Richard Sandler, the chairman of the JFNA’s board of trustees, had asked Netanyahu to comment on the prospects of Israeli-Palestinian peace. The Israeli leader had read to Sandler a 2011 statement by Obama saying the resolution of the conflict was best left to the parties and not to outside actors.

In Israel and among some pro-Israel groups, there is concern that Obama in his final weeks will back a U.N. push to recognize Palestinian statehood or lay down the parameters of a final-status agreement between the Israelis and Palestinians. Obama has not indicated plans to do any such thing.

Netanyahu said the setting of parameters “will harden the Palestinian positions, it will push peace back, push peace back decades.”

Sandler’s first question was about the status of an agreement in Israel to allow fuller access for egalitarian services, where men and women pray together, at the Western Wall. The question – and Sandler’s praise of Netanyahu for his attempts to advance egalitarian prayer – earned applause from the 3,000 or so Jewish communal professionals and lay leaders in attendance.

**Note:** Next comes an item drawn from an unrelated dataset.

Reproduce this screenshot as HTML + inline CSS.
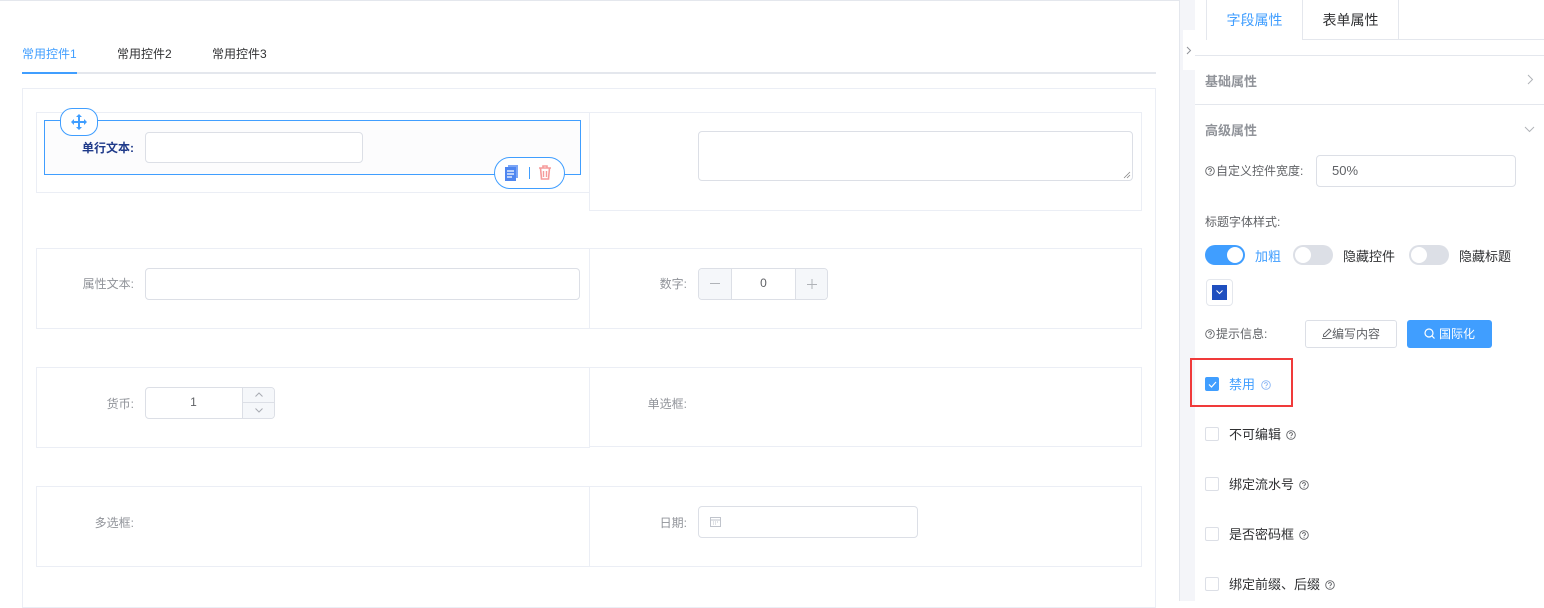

The JFNA board sent Netanyahu a letter this week expressing a “growing sense of urgency” among American Jews as a tentative solution is being blocked in the courts by Orthodox interests in Israel.

Netanyahu said the situation was “complicated” and appealed for an end to public pressure on him from American Jews.

“Sometimes you need quiet diplomacy between Jews and Arabs,” he said. “This is one instance where we need quiet diplomacy between Jews and Jews. That’s a lot more likely to get the unity we seek.”

Netanyahu also said he looked forward to working with President-elect Donald Trump.

Speaking before Netanyahu, and appearing in person, was Chemi Peres, a son of Shimon Peres, a founder of Israel and longtime leader who died in September.

Peres earned cheers from the crowd when he praised Obama and Hillary Clinton, the Democratic nominee who lost last week’s presidential election to Trump, but there was a wave of laughter when he wished Trump good luck as president.

Peres, in wishing the best to Trump, hinted at concerns his father had expressed before he died that Trump’s insularity – his calls during the campaign for a rollback of American influence – would be bad for the world and for Israel.

“This partnership between us – between Israel and the United States – was always of the highest importance to my father,” he said. “He, who worked with 11 presidents, saw America as a nation who rose to greatness by giving and not by taking, and whose support of Israel is unparalleled.”